Supplied information -
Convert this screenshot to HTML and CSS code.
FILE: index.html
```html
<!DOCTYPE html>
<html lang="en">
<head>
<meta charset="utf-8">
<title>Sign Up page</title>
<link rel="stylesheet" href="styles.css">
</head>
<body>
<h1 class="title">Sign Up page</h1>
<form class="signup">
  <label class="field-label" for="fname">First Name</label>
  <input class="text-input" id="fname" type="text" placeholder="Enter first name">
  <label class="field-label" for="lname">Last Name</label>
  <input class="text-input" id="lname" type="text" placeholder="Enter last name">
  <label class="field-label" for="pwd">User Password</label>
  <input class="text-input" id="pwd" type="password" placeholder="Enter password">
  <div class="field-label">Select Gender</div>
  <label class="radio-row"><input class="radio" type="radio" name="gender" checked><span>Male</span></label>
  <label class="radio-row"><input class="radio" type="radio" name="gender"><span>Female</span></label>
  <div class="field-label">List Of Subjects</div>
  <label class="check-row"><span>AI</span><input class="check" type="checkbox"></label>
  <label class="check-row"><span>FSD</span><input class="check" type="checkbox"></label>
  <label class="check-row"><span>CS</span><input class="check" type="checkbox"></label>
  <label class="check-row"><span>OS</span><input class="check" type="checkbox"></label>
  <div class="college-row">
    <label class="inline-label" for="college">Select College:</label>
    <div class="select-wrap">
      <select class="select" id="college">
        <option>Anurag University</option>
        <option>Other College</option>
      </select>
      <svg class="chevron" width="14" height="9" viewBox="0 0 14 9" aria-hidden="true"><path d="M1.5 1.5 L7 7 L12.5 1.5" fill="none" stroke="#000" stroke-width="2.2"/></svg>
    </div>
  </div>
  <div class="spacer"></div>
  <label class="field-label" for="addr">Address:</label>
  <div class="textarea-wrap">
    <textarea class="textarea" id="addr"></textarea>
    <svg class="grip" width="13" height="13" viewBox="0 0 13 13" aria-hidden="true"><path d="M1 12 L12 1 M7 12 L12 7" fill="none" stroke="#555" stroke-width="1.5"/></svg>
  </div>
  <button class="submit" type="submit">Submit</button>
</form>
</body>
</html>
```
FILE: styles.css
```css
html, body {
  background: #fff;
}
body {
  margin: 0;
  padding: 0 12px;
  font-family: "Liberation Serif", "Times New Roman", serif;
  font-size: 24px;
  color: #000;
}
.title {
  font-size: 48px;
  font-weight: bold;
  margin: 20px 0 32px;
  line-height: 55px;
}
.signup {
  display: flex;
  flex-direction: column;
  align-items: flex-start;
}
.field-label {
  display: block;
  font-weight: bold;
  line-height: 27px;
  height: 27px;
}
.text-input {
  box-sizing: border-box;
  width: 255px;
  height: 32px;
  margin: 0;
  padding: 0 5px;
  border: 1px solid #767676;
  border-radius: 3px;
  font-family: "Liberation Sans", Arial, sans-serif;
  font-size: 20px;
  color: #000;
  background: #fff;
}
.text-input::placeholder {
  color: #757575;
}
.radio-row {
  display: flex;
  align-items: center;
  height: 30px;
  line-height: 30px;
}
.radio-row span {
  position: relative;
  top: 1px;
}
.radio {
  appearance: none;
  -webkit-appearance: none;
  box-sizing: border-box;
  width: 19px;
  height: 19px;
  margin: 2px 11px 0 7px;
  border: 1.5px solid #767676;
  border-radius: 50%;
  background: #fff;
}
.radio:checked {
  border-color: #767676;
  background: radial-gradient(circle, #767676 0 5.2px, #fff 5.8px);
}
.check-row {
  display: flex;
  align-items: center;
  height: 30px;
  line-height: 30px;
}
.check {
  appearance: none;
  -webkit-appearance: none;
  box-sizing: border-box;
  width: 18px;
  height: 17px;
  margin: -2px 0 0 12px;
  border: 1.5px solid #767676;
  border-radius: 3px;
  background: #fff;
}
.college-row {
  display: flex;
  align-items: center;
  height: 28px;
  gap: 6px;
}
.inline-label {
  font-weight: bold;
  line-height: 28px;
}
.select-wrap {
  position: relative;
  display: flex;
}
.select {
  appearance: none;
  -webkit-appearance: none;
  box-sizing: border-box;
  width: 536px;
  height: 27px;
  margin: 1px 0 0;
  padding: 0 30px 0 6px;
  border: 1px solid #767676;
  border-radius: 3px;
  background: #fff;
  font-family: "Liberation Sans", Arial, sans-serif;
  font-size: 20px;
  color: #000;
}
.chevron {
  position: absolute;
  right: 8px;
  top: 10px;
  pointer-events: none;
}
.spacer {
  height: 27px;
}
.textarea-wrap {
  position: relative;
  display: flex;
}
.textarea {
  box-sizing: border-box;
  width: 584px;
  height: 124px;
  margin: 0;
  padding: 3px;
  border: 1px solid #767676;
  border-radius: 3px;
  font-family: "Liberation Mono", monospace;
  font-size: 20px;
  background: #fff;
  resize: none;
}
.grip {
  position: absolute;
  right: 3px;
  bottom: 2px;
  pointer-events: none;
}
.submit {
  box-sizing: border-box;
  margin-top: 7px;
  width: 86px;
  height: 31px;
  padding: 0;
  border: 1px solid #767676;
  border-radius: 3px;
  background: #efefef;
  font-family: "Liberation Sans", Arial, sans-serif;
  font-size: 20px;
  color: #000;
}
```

What the task asks -
Could you quote the material above in full, exactly as it stands?

Task output -
Convert this screenshot to HTML and CSS code.
FILE: index.html
```html
<!DOCTYPE html>
<html lang="en">
<head>
<meta charset="utf-8">
<title>Sign Up page</title>
<link rel="stylesheet" href="styles.css">
</head>
<body>
<h1 class="title">Sign Up page</h1>
<form class="signup">
  <label class="field-label" for="fname">First Name</label>
  <input class="text-input" id="fname" type="text" placeholder="Enter first name">
  <label class="field-label" for="lname">Last Name</label>
  <input class="text-input" id="lname" type="text" placeholder="Enter last name">
  <label class="field-label" for="pwd">User Password</label>
  <input class="text-input" id="pwd" type="password" placeholder="Enter password">
  <div class="field-label">Select Gender</div>
  <label class="radio-row"><input class="radio" type="radio" name="gender" checked><span>Male</span></label>
  <label class="radio-row"><input class="radio" type="radio" name="gender"><span>Female</span></label>
  <div class="field-label">List Of Subjects</div>
  <label class="check-row"><span>AI</span><input class="check" type="checkbox"></label>
  <label class="check-row"><span>FSD</span><input class="check" type="checkbox"></label>
  <label class="check-row"><span>CS</span><input class="check" type="checkbox"></label>
  <label class="check-row"><span>OS</span><input class="check" type="checkbox"></label>
  <div class="college-row">
    <label class="inline-label" for="college">Select College:</label>
    <div class="select-wrap">
      <select class="select" id="college">
        <option>Anurag University</option>
        <option>Other College</option>
      </select>
      <svg class="chevron" width="14" height="9" viewBox="0 0 14 9" aria-hidden="true"><path d="M1.5 1.5 L7 7 L12.5 1.5" fill="none" stroke="#000" stroke-width="2.2"/></svg>
    </div>
  </div>
  <div class="spacer"></div>
  <label class="field-label" for="addr">Address:</label>
  <div class="textarea-wrap">
    <textarea class="textarea" id="addr"></textarea>
    <svg class="grip" width="13" height="13" viewBox="0 0 13 13" aria-hidden="true"><path d="M1 12 L12 1 M7 12 L12 7" fill="none" stroke="#555" stroke-width="1.5"/></svg>
  </div>
  <button class="submit" type="submit">Submit</button>
</form>
</body>
</html>
```
FILE: styles.css
```css
html, body {
  background: #fff;
}
body {
  margin: 0;
  padding: 0 12px;
  font-family: "Liberation Serif", "Times New Roman", serif;
  font-size: 24px;
  color: #000;
}
.title {
  font-size: 48px;
  font-weight: bold;
  margin: 20px 0 32px;
  line-height: 55px;
}
.signup {
  display: flex;
  flex-direction: column;
  align-items: flex-start;
}
.field-label {
  display: block;
  font-weight: bold;
  line-height: 27px;
  height: 27px;
}
.text-input {
  box-sizing: border-box;
  width: 255px;
  height: 32px;
  margin: 0;
  padding: 0 5px;
  border: 1px solid #767676;
  border-radius: 3px;
  font-family: "Liberation Sans", Arial, sans-serif;
  font-size: 20px;
  color: #000;
  background: #fff;
}
.text-input::placeholder {
  color: #757575;
}
.radio-row {
  display: flex;
  align-items: center;
  height: 30px;
  line-height: 30px;
}
.radio-row span {
  position: relative;
  top: 1px;
}
.radio {
  appearance: none;
  -webkit-appearance: none;
  box-sizing: border-box;
  width: 19px;
  height: 19px;
  margin: 2px 11px 0 7px;
  border: 1.5px solid #767676;
  border-radius: 50%;
  background: #fff;
}
.radio:checked {
  border-color: #767676;
  background: radial-gradient(circle, #767676 0 5.2px, #fff 5.8px);
}
.check-row {
  display: flex;
  align-items: center;
  height: 30px;
  line-height: 30px;
}
.check {
  appearance: none;
  -webkit-appearance: none;
  box-sizing: border-box;
  width: 18px;
  height: 17px;
  margin: -2px 0 0 12px;
  border: 1.5px solid #767676;
  border-radius: 3px;
  background: #fff;
}
.college-row {
  display: flex;
  align-items: center;
  height: 28px;
  gap: 6px;
}
.inline-label {
  font-weight: bold;
  line-height: 28px;
}
.select-wrap {
  position: relative;
  display: flex;
}
.select {
  appearance: none;
  -webkit-appearance: none;
  box-sizing: border-box;
  width: 536px;
  height: 27px;
  margin: 1px 0 0;
  padding: 0 30px 0 6px;
  border: 1px solid #767676;
  border-radius: 3px;
  background: #fff;
  font-family: "Liberation Sans", Arial, sans-serif;
  font-size: 20px;
  color: #000;
}
.chevron {
  position: absolute;
  right: 8px;
  top: 10px;
  pointer-events: none;
}
.spacer {
  height: 27px;
}
.textarea-wrap {
  position: relative;
  display: flex;
}
.textarea {
  box-sizing: border-box;
  width: 584px;
  height: 124px;
  margin: 0;
  padding: 3px;
  border: 1px solid #767676;
  border-radius: 3px;
  font-family: "Liberation Mono", monospace;
  font-size: 20px;
  background: #fff;
  resize: none;
}
.grip {
  position: absolute;
  right: 3px;
  bottom: 2px;
  pointer-events: none;
}
.submit {
  box-sizing: border-box;
  margin-top: 7px;
  width: 86px;
  height: 31px;
  padding: 0;
  border: 1px solid #767676;
  border-radius: 3px;
  background: #efefef;
  font-family: "Liberation Sans", Arial, sans-serif;
  font-size: 20px;
  color: #000;
}
```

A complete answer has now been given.